What is data streaming?

Data streaming is the technology that constantly generates, processes and analyzes data from various sources in real-time. Streaming data is processed as it is generated.

(This is in direct contrast to batch data processing, which process in batches, not immediately as generated. More on that later.)

Streaming data from various sources can be aggregated to form a single source of truth. Then, you can analyze that single truth to gain important insights. Organizations can then use these insights to:

Make quick decisions.
Provide a better customer experience.
Make business activities more efficient.

Examples of streaming data sources

Today, various applications and systems generate such streaming data in various formats and volumes. Here are common examples of such data sources and how they are being used:

Sensors placed in industrial equipment, transportation equipment, etc. generate streaming data for applications that perform various tasks like performance monitoring and identifying defects.
Social media posts, comments, likes and shares generate real-time streaming data.
Sensors in IoT devices generate streaming data like weather (temperature, humidity, precipitation, and wind speed) and location data.
Multimedia channels like YouTube and Spotify generate streaming audio and video data.
Financial institutions use stock market data to update their stock price-related activities.
Gaming applications generate data streams from player actions and gaming scores.

The importance of data streaming

Traditionally, businesses performed data processing in batches, collecting them over time and saving computing resources and processing power. However, with the introduction of IoT sensors and the growth of social media and other streaming data sources, streaming processing has become critical for modern businesses.

These sources constantly generate a large amount of data every second, making it difficult to process with traditional batch processing techniques. Plus, the amount of data we generate far outpaces any previous data volumes. That makes storing all data in a data warehouse when it is generated even more difficult.

Data stream processing is critical for avoiding massive storage needs and it enables faster data-driven decisions.

Batch processing vs. stream processing

Batch and stream processing are two ways of processing data. The following table compares the important characteristics of both processing types, including data volume, processing and latency.
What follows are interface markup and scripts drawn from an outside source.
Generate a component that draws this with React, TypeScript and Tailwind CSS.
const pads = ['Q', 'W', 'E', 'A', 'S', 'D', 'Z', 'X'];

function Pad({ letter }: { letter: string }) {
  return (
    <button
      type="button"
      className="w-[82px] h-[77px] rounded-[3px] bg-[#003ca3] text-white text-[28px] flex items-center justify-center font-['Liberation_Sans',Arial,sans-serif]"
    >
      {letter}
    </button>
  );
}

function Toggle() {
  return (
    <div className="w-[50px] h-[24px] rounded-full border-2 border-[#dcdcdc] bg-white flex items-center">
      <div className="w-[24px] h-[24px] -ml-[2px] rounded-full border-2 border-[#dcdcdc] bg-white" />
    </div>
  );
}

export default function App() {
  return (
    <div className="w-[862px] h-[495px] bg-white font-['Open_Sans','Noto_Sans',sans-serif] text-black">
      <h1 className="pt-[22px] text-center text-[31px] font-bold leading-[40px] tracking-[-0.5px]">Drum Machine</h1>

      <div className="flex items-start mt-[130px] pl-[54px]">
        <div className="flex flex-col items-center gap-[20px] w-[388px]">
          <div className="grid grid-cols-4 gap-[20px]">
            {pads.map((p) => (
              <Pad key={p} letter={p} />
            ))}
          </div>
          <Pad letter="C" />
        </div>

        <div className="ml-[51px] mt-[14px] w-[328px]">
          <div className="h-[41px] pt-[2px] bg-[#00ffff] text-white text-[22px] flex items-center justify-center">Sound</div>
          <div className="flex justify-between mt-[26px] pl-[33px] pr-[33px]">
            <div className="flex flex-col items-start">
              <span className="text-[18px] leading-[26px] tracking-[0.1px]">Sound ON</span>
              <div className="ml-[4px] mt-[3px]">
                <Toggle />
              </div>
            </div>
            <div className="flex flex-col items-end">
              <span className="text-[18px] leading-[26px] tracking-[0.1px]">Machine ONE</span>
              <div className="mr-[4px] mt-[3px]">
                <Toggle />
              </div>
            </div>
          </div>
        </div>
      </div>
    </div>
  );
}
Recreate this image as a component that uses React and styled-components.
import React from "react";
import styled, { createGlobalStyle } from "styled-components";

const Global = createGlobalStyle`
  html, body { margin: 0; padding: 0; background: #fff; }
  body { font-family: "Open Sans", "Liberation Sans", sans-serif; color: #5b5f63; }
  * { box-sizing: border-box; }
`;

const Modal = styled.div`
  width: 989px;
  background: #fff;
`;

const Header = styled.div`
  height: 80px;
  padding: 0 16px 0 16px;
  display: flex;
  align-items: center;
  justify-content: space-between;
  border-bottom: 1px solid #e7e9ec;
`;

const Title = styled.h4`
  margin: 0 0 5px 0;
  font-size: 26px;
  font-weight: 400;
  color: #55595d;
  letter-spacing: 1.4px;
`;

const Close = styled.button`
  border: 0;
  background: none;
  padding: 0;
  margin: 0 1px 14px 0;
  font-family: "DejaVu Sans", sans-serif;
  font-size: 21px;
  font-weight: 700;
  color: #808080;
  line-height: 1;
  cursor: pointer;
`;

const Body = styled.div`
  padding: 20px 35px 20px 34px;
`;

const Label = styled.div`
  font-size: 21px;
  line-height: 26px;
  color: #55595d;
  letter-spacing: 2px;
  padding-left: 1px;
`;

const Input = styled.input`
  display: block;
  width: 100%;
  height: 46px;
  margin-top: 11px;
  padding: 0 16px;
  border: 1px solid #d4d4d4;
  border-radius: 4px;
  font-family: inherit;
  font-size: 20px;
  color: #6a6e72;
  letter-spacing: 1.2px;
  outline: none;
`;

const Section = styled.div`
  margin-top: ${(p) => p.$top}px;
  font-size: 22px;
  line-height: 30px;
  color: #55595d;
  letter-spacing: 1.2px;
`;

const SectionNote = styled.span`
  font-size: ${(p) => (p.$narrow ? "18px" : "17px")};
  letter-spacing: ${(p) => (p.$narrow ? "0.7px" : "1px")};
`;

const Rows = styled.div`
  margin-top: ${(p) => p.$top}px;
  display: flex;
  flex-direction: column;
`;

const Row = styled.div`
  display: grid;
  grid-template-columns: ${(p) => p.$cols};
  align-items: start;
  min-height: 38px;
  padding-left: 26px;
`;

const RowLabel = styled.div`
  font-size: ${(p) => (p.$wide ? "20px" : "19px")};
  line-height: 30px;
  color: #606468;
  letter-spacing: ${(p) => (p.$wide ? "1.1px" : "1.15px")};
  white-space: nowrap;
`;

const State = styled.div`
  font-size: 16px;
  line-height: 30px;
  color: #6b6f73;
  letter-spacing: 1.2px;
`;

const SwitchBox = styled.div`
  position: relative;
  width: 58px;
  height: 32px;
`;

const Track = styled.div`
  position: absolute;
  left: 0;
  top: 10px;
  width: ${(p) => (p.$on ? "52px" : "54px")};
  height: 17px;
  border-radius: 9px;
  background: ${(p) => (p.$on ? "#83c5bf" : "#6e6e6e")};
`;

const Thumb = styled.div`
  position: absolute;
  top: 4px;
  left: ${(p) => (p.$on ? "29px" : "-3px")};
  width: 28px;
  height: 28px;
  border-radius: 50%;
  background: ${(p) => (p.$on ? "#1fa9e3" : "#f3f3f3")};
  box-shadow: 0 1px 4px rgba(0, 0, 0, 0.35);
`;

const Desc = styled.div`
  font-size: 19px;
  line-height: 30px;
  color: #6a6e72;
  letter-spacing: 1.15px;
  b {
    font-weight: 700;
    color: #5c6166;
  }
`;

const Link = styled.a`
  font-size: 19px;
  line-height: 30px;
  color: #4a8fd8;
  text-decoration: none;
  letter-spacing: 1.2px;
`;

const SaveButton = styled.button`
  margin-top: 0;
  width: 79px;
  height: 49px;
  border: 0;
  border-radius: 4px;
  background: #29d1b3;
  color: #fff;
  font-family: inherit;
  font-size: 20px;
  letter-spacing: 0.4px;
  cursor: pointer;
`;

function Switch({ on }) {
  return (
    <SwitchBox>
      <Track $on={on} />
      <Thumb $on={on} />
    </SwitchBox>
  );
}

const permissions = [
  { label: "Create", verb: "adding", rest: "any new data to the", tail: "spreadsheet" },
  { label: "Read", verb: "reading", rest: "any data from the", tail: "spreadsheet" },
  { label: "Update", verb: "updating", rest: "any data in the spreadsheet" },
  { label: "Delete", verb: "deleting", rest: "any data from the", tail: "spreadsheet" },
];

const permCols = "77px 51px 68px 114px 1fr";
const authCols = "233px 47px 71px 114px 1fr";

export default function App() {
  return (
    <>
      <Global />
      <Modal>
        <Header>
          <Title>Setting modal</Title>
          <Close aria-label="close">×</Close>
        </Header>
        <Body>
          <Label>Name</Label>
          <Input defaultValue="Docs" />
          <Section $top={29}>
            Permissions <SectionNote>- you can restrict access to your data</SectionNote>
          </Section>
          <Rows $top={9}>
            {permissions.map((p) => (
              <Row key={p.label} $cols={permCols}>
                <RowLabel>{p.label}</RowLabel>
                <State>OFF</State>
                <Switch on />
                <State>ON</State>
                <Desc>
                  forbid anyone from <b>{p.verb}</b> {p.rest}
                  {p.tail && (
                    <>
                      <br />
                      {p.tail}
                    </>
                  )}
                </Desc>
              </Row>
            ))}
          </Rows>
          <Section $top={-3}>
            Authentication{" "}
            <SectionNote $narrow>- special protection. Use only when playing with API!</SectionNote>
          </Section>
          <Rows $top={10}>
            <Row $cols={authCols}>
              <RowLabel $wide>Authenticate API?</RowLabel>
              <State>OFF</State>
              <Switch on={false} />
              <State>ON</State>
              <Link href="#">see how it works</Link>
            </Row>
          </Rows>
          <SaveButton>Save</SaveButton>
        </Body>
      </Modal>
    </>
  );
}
Characteristic	Batch Processing	Stream Processing
Data volume	Processes large batches or volumes of data.	Processes a small number of records, micro batches or individual records.
How data is processed	Processes a large batch of data at once.	Process data as and when it is generated, either over a sliding window or the most recent data in real-time.
Time latency	High latency as it must wait until the entire batch is processed. Thus, the latency can range from minutes to hours.	Low latency as it processes in real-time or near-real-time. Latency can range from seconds to milliseconds.
Implementation complexity	Simpler to implement	Requires more advanced data processing and storage technologies.
Analytics complexity	It is complex to do analytics since large volumes of data need to be processed at once.	Simple functions make analytics simpler than batch processing.
Cost	More cost-effective because there is less demand for more efficient data processing capabilities. However, data storage costs can be higher.	More expensive as the processing engine requires real-time, faster processing capabilities. Less expensive when it comes to data storage.
Use cases	Suited for applications like payroll, billing, data warehousing, report generation, etc., that need to be processed on a regular schedule.	Suited for applications like customer behavior analysis, fraud detection, log monitoring, and alerting.

Key benefits of data streaming

There are several benefits that data streaming technologies bring to any business. Following are some examples:

Provide real-time business analytics and insights

Making quick, accurate and informed decisions brings many competitive advantages for businesses in the current fast-paced environment. Data streaming helps realize that by:

Enabling data analysis.
Providing important real-time business insights.

This capability allows businesses to respond, adapt to changes and make better-informed decisions. It is particularly helpful for fast-moving e-commerce, finance and healthcare industries.

Improve customer satisfaction

Data streaming helps organizations identify possible issues and provide solutions before they affect customers. For example, streaming logs can be analyzed in real-time to find errors and alert responsible parties. This capability allows businesses to provide uninterrupted service and avoid delays, improving customer satisfaction and trust.

Reduce storage cost

Data streaming does not require expensive hardware or infrastructure, as it processes and analyzes large volumes of data in real-time without storing them in expensive data warehouses.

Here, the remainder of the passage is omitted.